Silver has his own timetable for expansion, which always seems to be some point in the indeterminate future. But there is increasing conviction both nationally and locally that it really is going to happen. And that when it does, the two teams will be in Las Vegas (which is in the process of building a new state-of-the-art arena, constructed by none other than OVG) and Seattle (which has its rich NBA tradition as a calling card, as well as a host of Kraken and OVG officials with intricate ties to Silver and the NBA).


The only question is when — and the Las Vegas arena is scheduled to be done in 2026, which gives us a pretty broad clue. The last thing Leiweke and company want to do is say something that gives Silver the impression they are going rogue. Which is why the news conference consisted mostly of Kraken, Storm and Clippers officials, as well as Mayor Bruce Harrell and Seattle basketball royalty Lenny Wilkens and Jamal Crawford, talking about how great it will be to have the NBA at Climate Pledge for a night in October. Nary a word (almost) about having it here permanently.
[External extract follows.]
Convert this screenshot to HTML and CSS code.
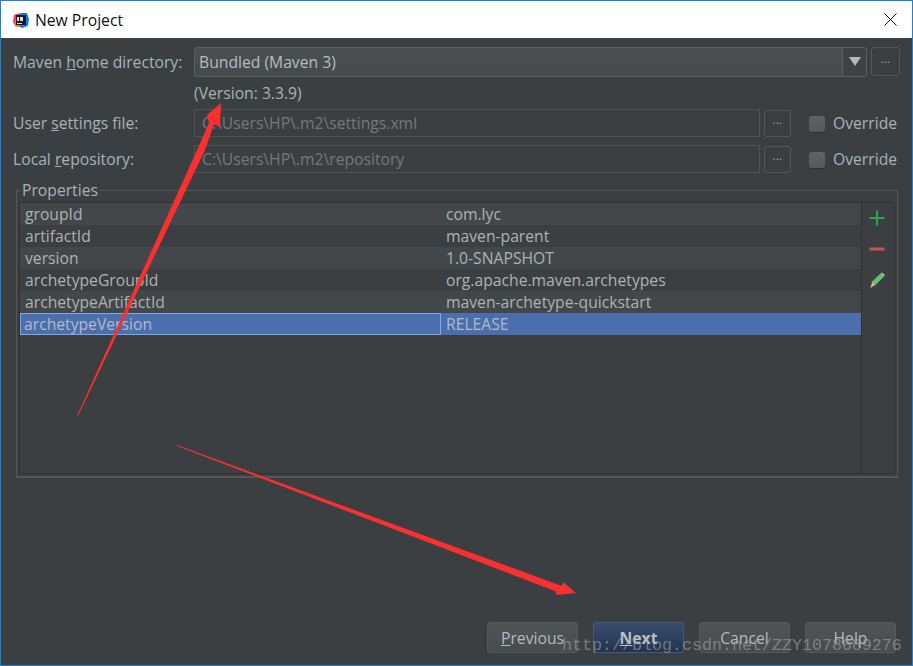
FILE: index.html
```html
<!DOCTYPE html>
<html lang="en">
<head>
<meta charset="utf-8">
<title>New Project</title>
<link rel="stylesheet" href="styles.css">
</head>
<body>
<div class="window">
  <header class="titlebar">
    <svg class="app-icon" width="16" height="16" viewBox="0 0 16 16">
      <path d="M1 3 L7 1 L8 9 L3 15 L0 10 Z" fill="#f0386b"/>
      <path d="M8 1 L14 1 L16 7 L15 14 L9 16 L5 14 L5 5 Z" fill="#087cfa"/>
      <path d="M1 9 L4 15 L7 15 L4 8 Z" fill="#fc801d"/>
      <rect x="3" y="3" width="10" height="10" fill="#1a1a1a"/>
      <rect x="4" y="11" width="5" height="1" fill="#ddd"/>
      <rect x="4" y="5" width="2" height="4" fill="#ddd"/>
      <rect x="7" y="5" width="3" height="4" fill="#ddd"/>
    </svg>
    <span class="title">New Project</span>
    <svg class="close" width="13" height="13" viewBox="0 0 13 13"><path d="M0.5 0.5 L12.5 12.5 M12.5 0.5 L0.5 12.5" stroke="#111" stroke-width="1" fill="none"/></svg>
  </header>

  <main class="content">
    <div class="row row-home">
      <label class="label">Maven <u>h</u>ome directory:</label>
      <div class="combo">
        <span class="combo-value">Bundled (Maven 3)</span>
        <span class="combo-arrow"><svg width="12" height="9" viewBox="0 0 12 9"><path d="M0 0 H12 L6 9 Z" fill="#b4b8ba"/></svg></span>
      </div>
      <button class="dots dots-home">...</button>
    </div>
    <div class="version">(Version: 3.3.9)</div>
    <div class="row row-file">
      <label class="label">User <u>s</u>ettings file:</label>
      <div class="field">C:\Users\HP\.m2\settings.xml</div>
      <button class="dots">...</button>
      <span class="check"></span>
      <span class="override">Override</span>
    </div>
    <div class="row row-file">
      <label class="label">Local <u>r</u>epository:</label>
      <div class="field">C:\Users\HP\.m2\repository</div>
      <button class="dots">...</button>
      <span class="check"></span>
      <span class="override">Override</span>
    </div>

    <fieldset class="group">
      <legend class="legend">Properties</legend>
      <div class="table-box">
        <div class="table">
          <div class="tr odd"><span class="td key">groupId</span><span class="td">com.lyc</span></div>
          <div class="tr"><span class="td key">artifactId</span><span class="td">maven-parent</span></div>
          <div class="tr odd"><span class="td key">version</span><span class="td">1.0-SNAPSHOT</span></div>
          <div class="tr"><span class="td key">archetypeGroupId</span><span class="td">org.apache.maven.archetypes</span></div>
          <div class="tr odd"><span class="td key">archetypeArtifactId</span><span class="td">maven-archetype-quickstart</span></div>
          <div class="tr selected"><span class="td key">archetypeVersion</span><span class="td">RELEASE</span></div>
        </div>
        <div class="tools">
          <svg class="tool" width="16" height="16" viewBox="0 0 16 16"><path d="M8 0.5 V15.5 M0.5 8 H15.5" stroke="#27a84a" stroke-width="2" fill="none"/></svg>
          <svg class="tool" width="16" height="16" viewBox="0 0 16 16"><rect x="0.5" y="6.5" width="15" height="3" fill="#c75450"/></svg>
          <svg class="tool" width="16" height="16" viewBox="0 0 16 16">
            <path d="M3 9.5 L11.5 1.5 L15 4.5 L6.5 13 Z" fill="#5fc56d"/>
            <path d="M11.5 1.5 L13 0.5 L16 3 L15 4.5 Z" fill="#a9b0ae"/>
            <path d="M3 9.5 L6.5 13 L2 15 Z" fill="#f0b46c"/>
            <path d="M1 16 L2.6 13.4 L3.6 14.6 Z" fill="#ddd"/>
          </svg>
        </div>
      </div>
    </fieldset>

    <footer class="buttons">
      <button class="btn"><u>P</u>revious</button>
      <button class="btn primary"><u>N</u>ext</button>
      <button class="btn">Cancel</button>
      <button class="btn">Help</button>
    </footer>
  </main>

  <svg class="arrows" width="913" height="666" viewBox="0 0 913 666">
    <path d="M77 416 L198 148 L209 123 L207 115 L221 103 L220 127 L214 124 L205 150 L78 416 Z" fill="#f9302f"/>
    <path d="M177 445 L562 586 L563 582 L576 593 L557 595 L555 591 L177 446 Z" fill="#f9302f"/>
  </svg>
  <div class="watermark">http://blog.csdn.net/ZZY1078689276</div>
</div>
</body>
</html>
```
FILE: styles.css
```css
* { box-sizing: border-box; }
html, body { margin: 0; padding: 0; }
body { width: 913px; height: 666px; overflow: hidden; font-family: "Open Sans", "Noto Sans", sans-serif; }

.window {
  position: relative;
  width: 913px;
  height: 666px;
  border: 1px solid #1883d7;
  display: flex;
  flex-direction: column;
  background: #3c3f41;
}

.titlebar {
  height: 37px;
  flex: none;
  background: #fff;
  display: flex;
  align-items: center;
  padding: 0 15px 0 12px;
  color: #111;
}
.app-icon { flex: none; }
.title { font-size: 15.7px; margin-left: 6px; }
.close { margin-left: auto; }

.content {
  flex: 1;
  display: flex;
  flex-direction: column;
  padding: 8px 0 0 12px;
  color: #a9b2b8;
  font-size: 15.7px;
}

.row { display: flex; align-items: center; }
.row-home { height: 31px; }
.row-file { height: 28px; margin-bottom: 8px; }
.label { width: 181px; flex: none; white-space: nowrap; }

.combo {
  width: 673px;
  height: 30px;
  display: flex;
  border: 1px solid #5c5f60;
  border-radius: 3px;
  background: linear-gradient(#4c5052, #45494a);
}
.combo-value { flex: 1; line-height: 28px; padding-left: 4px; color: #b5bcc0; }
.combo-arrow {
  width: 24px;
  flex: none;
  border-left: 1px solid #5c5f60;
  background: #3f4244;
  border-radius: 0 3px 3px 0;
  display: flex;
  align-items: center;
  justify-content: center;
}

.dots {
  width: 27px;
  height: 27px;
  flex: none;
  margin-left: 4px;
  padding: 0 0 6px;
  border: 1px solid #55585a;
  border-radius: 3px;
  background: #3c3f41;
  color: #b8bcbe;
  font: 10px "Open Sans", sans-serif;
  letter-spacing: 0.5px;
}
.dots-home { width: 29px; height: 29px; }

.version { height: 32px; padding: 5px 0 0 181px; line-height: 22px; }

.field {
  width: 566px;
  height: 28px;
  line-height: 26px;
  border: 1px solid #515455;
  padding-left: 7px;
  color: #75787b;
  background: #3c3f41;
  white-space: nowrap;
}

.check {
  width: 16px;
  height: 16px;
  flex: none;
  margin: 2px 0 0 18px;
  border-radius: 3px;
  background: linear-gradient(#606365, #56595b);
  box-shadow: 0 1px 0 #2e3031;
}
.override { margin-left: 8px; white-space: nowrap; }

.group {
  margin: 0 0 0 3px;
  padding: 0 2px 3px 2px;
  width: 882px;
  height: 297px;
  flex: none;
  border: 1px solid #54585a;
  border-width: 1px 1px 2px 1px;
  min-width: 0;
}
.legend { margin-left: 1px; padding: 0 2px; line-height: 18px; font-size: 15.7px; }

.table-box {
  height: 272px;
  margin-top: 3px;
  display: flex;
  border: 1px solid #2f3132;
}
.table { flex: 1; min-width: 0; }
.tr { display: flex; height: 22px; line-height: 22px; color: #aeb2b4; }
.tr.odd { background: #434749; }
.td { display: block; flex: 1; padding-left: 5px; white-space: nowrap; }
.td.key { flex: none; width: 421px; }
.tr.selected { background: #4b6eaf; color: #b4bac6; }
.tr.selected .key { border: 1px solid #75aee6; padding-left: 3px; line-height: 20px; }
.tools {
  width: 33px;
  flex: none;
  border-left: 1px solid #2f3132;
  display: flex;
  flex-direction: column;
  align-items: center;
  gap: 15px;
  padding: 7px 2px 0 0;
}
.tool { flex: none; }

.buttons {
  margin-top: auto;
  height: 43px;
  padding-left: 474px;
  display: flex;
  gap: 15px;
  align-items: flex-start;
}
.btn {
  width: 91px;
  height: 31px;
  padding: 0;
  border: 1px solid #55595b;
  border-radius: 3px;
  background: linear-gradient(#505456, #484c4e);
  color: #b3babf;
  font: 15.7px "Open Sans", sans-serif;
}
.btn.primary {
  background: linear-gradient(#384c6c, #233450);
  border-color: #46597a;
  color: #b9c0c4;
  font-weight: 700;
}

.arrows { position: absolute; left: -1px; top: -1px; pointer-events: none; }
.watermark {
  position: absolute;
  left: 561px;
  top: 635px;
  font: 16.67px/20px "Liberation Mono", monospace;
  color: rgba(175, 175, 170, 0.55);
  white-space: nowrap;
}
```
“We didn’t talk about it today; we’re not going to talk about it, because we’re never going to get in front of the league,” Leiweke reiterated.

The lone exception was Wilkens, who coached the Sonics to the NBA championship in 1979 and is the namesake of the street outside Climate Pledge. In other words, the most royal of them all.

“I can’t tell you what a pleasure it is to be here, talking about the prospects of us having a basketball team again,” Wilkens began his brief address when introduced with Crawford.

That was certainly the subtext. Afterward, I asked Wilkens if it felt like the return of the NBA was closer than ever.

“Well, I think so,” he replied. “Because there’s no more excuses. I mean, we’ve got a beautiful place here to play. You can’t say that we need a new building, or we need this, we need that. So we should be. We should be five steps closer. And I think that what they will see (on Oct. 3) is what a great basketball town this is, and what effect it does have on young people.”


Crawford was once one of the those young people enthralled by the exploits of Gary Payton and Shawn Kemp. Crawford recalled the highly charged atmosphere in 2018 when the Warriors played the Kings in an exhibition game at KeyArena, the NBA’s first (and only other) return since the Sonics bolted for Oklahoma City in 2008. Virtually every notable sports figure in town showed up, from Sue Bird and Bill Russell to Pete Carroll and Robinson Cano, with a smattering of Seahawks stars and virtually every former Sonic player who settled within a 100-mile radius.

“I was sitting next to Russell Wilson, Cliff Avril, Doug Baldwin and Bobby Wagner,” Crawford recounted, “and they said, ‘This is what NBA basketball is like in the city? This is electric.’ We need this back, and Oct. 3 we’ll be back. … It reignites a whole new generation of kids who need to see this. They need to be able to dream and know it’s real.”

Crawford recalled with a laugh when he used to work at KeyArena during Sonics games as a youth, carrying pretzels and other snacks to the concession stands and vendors.

“I would make a 10-minute trip take 30 minutes,” he said. “I’d do my job, and then just look out and dream.”

On Wednesday, it was again a day for dreaming, another notable tease in the quest for a Sonics return.